Tuesday, 14 June 2016

The Guernica Cover-Up in the United Nations in 2003: Politics and the Suppression of the Concrete Realities of War

Lecture by Christine Landfried

Throughout history persons with power seem to have been convinced that they could influence the people most effectively with visual art and therefore they invested a lot of resources into the visual presentation of power. It is usually argued that the people with their “simple minds” need visual art to understand a complex world. However, it might be more to the truth that not the people but the rulers themselves are the most addicted persons to the messages transported by visual arts. The stabilizing effect of visual arts for the rulers themselves could probably be the actual driving force for the ongoing and especially in democratic societies intensified use of visual media.  In psychological terms one would speak of “autosuggestion” and the process of suppression.

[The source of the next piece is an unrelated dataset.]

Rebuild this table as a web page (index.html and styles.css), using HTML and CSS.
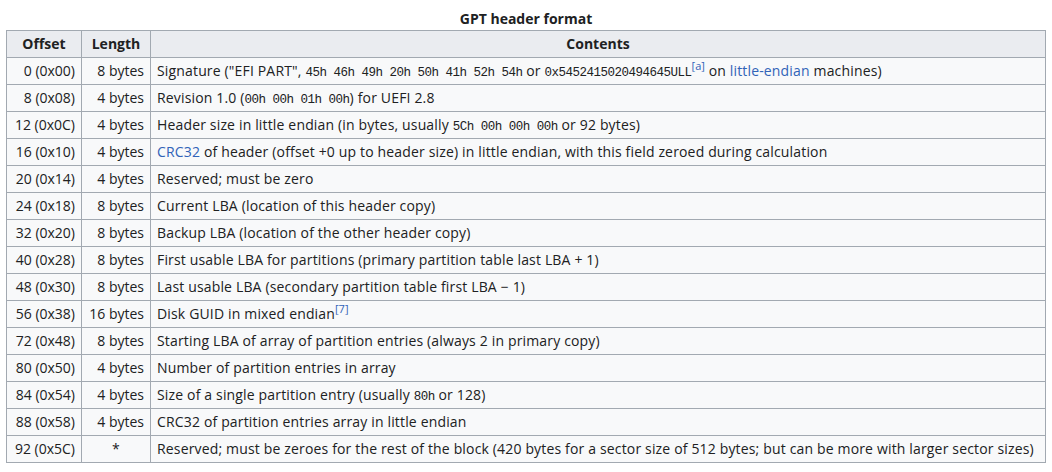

This thesis of the art historian Martin Warnke will be demonstrated for the cover-up of the tapestry “Guernica” in the United Nations. This cover-up happened when in 2003 the United States declared war on Iraq. As I will show, the repression of the consequences of war for civil society did not occur just for the short period when “Guernica” was covered up. The tapestry has been circumvented by politicians all the time. The potential issue of the realities of war has been permanently kept out of politics in the United Nations. The criticism of the cover-up in the international press was limited to a short moment and did not trigger a public debate. “Guernica” was spatially even more marginalized in the United Nations after the cover-up than it has been the case before. The new arrangement in the foyer of the United Nations gives the flags and the UN logo a central place, while the tapestry has been moved towards the edge of the foyer. “Guernica” has not become more visible after the cover-up.

Christine Landfried is Professor Emerita of Political Science at the University of Hamburg, Germany. She currently holds the Max Weber Chair in German and European Studies at New York University. She has studied Political Science, History, and International Law at the University of Heidelberg and at Harvard University. She was president of the German Political Science Association from 1997-2000. Since 2016, she holds the chair of the WZB Berlin Social Science Center’s Scientific Advisory Board. She analyzes the role of Constitutional Courts in democracies, the impact of campaign finance on democratic legitimacy and the process of European integration. With her work on the European Union she aims at exploring the conditions that allow to enhance the positive potential of cultural, economic, and political difference for democratic governance. She has recently been awarded with the Schader Preis of the Schader Foundation, Darmstadt.